[BEGIN ROWS]
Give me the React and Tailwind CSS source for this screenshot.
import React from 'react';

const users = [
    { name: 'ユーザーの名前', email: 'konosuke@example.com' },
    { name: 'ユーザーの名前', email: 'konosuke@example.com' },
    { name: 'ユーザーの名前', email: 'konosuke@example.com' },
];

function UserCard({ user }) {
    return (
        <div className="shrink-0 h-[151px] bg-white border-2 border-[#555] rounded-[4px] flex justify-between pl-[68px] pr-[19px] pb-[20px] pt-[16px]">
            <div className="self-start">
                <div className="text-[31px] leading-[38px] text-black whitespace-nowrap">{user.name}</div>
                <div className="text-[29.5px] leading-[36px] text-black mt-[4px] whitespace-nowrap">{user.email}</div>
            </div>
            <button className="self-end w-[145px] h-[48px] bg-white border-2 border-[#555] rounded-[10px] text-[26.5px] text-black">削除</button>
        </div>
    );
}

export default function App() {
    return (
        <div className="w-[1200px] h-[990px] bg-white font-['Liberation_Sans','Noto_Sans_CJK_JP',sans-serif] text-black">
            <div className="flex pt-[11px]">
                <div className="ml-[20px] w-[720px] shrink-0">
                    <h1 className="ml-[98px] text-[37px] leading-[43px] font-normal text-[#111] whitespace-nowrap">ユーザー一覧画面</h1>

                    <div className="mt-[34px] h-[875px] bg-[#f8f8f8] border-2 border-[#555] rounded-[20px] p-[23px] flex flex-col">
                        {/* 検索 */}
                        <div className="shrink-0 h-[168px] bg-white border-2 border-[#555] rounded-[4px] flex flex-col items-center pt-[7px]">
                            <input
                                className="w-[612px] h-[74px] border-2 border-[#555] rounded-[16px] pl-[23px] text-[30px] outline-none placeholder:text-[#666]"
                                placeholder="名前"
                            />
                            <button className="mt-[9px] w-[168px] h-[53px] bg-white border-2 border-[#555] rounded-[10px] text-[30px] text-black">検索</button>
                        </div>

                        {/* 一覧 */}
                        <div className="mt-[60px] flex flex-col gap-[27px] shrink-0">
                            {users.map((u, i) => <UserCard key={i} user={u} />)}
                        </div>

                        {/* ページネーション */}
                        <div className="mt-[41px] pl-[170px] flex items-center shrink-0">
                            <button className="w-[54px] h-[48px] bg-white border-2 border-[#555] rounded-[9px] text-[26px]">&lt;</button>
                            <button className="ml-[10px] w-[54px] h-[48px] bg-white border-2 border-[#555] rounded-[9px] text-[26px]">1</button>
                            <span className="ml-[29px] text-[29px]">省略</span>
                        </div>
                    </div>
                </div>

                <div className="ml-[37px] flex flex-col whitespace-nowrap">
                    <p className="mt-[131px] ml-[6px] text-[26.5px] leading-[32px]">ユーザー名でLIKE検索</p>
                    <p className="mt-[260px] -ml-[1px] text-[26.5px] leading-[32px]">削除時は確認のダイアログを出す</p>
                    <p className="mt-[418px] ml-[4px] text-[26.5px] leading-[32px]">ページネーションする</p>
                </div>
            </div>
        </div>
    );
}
[END ROWS]
[BEGIN ROWS]
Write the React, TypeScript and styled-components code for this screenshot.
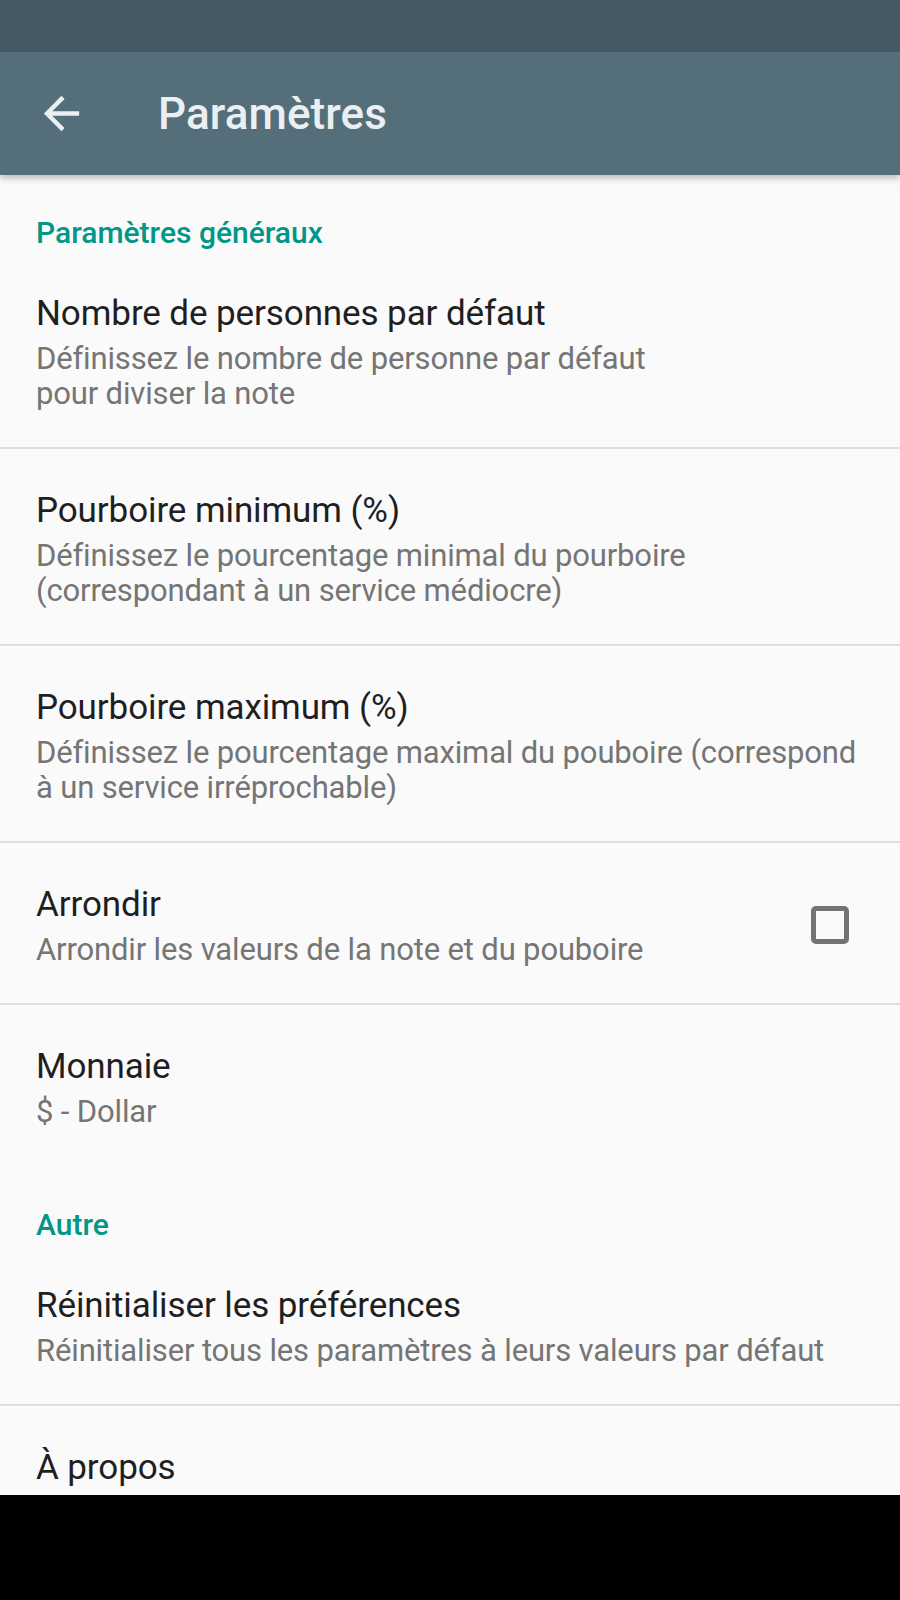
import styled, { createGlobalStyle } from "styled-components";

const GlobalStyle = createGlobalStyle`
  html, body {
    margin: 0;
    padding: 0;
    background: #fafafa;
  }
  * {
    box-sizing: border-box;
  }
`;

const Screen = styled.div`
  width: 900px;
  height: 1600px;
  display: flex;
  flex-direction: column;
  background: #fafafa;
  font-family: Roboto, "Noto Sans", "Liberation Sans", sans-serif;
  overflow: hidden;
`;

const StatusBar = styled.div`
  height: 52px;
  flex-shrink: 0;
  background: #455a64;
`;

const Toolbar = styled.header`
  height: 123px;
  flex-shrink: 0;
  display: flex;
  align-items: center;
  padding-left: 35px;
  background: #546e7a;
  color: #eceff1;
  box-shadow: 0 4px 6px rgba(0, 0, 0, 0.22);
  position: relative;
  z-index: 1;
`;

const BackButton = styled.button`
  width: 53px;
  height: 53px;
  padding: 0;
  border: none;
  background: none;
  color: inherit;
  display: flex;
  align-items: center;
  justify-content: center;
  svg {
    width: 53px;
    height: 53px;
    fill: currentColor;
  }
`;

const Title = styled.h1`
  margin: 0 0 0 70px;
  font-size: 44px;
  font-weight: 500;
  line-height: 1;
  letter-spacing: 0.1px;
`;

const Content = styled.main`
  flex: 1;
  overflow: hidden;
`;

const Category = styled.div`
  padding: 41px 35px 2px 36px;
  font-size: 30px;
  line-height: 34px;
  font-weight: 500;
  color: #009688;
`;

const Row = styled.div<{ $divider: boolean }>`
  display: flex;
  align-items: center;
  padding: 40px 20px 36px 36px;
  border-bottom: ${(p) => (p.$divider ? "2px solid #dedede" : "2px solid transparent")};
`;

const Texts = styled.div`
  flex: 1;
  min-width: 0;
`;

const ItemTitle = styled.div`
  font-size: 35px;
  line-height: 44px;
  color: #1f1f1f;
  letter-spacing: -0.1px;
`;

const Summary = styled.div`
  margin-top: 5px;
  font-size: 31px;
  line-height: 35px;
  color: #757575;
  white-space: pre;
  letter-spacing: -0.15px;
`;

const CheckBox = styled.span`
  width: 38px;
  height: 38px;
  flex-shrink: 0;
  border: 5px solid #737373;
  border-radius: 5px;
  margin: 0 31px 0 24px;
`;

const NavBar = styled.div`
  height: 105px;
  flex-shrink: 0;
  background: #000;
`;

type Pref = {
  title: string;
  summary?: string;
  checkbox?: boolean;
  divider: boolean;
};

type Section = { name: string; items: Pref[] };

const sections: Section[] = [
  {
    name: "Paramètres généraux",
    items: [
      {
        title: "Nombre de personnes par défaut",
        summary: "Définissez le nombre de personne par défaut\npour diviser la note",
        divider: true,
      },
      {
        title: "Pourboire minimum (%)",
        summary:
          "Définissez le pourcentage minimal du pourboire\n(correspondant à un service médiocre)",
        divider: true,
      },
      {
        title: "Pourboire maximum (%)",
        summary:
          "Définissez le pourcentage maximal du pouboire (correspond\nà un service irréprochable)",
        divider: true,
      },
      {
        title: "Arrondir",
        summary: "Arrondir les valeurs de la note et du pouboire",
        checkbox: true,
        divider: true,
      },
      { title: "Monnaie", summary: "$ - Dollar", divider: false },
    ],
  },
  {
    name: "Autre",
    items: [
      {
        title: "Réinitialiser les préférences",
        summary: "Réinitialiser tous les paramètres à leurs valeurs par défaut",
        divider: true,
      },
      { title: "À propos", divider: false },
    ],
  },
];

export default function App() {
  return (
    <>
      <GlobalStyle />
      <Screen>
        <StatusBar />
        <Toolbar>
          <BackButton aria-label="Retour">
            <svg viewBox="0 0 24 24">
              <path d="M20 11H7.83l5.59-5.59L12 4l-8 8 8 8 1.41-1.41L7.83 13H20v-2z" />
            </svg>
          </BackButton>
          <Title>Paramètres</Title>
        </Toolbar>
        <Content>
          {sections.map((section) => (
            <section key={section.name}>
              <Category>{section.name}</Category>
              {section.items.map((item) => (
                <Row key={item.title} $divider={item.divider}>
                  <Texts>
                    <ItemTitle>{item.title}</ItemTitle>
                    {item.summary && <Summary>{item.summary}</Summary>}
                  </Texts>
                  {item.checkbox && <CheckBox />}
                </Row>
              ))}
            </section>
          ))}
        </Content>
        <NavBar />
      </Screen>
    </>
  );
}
[END ROWS]
• _GIVEN TASK_:
Pick out each line containing the string "this" and copy it.

• _COMPLETE OUTPUT_:
Give me the React and Tailwind CSS source for this screenshot.
Write the React, TypeScript and styled-components code for this screenshot.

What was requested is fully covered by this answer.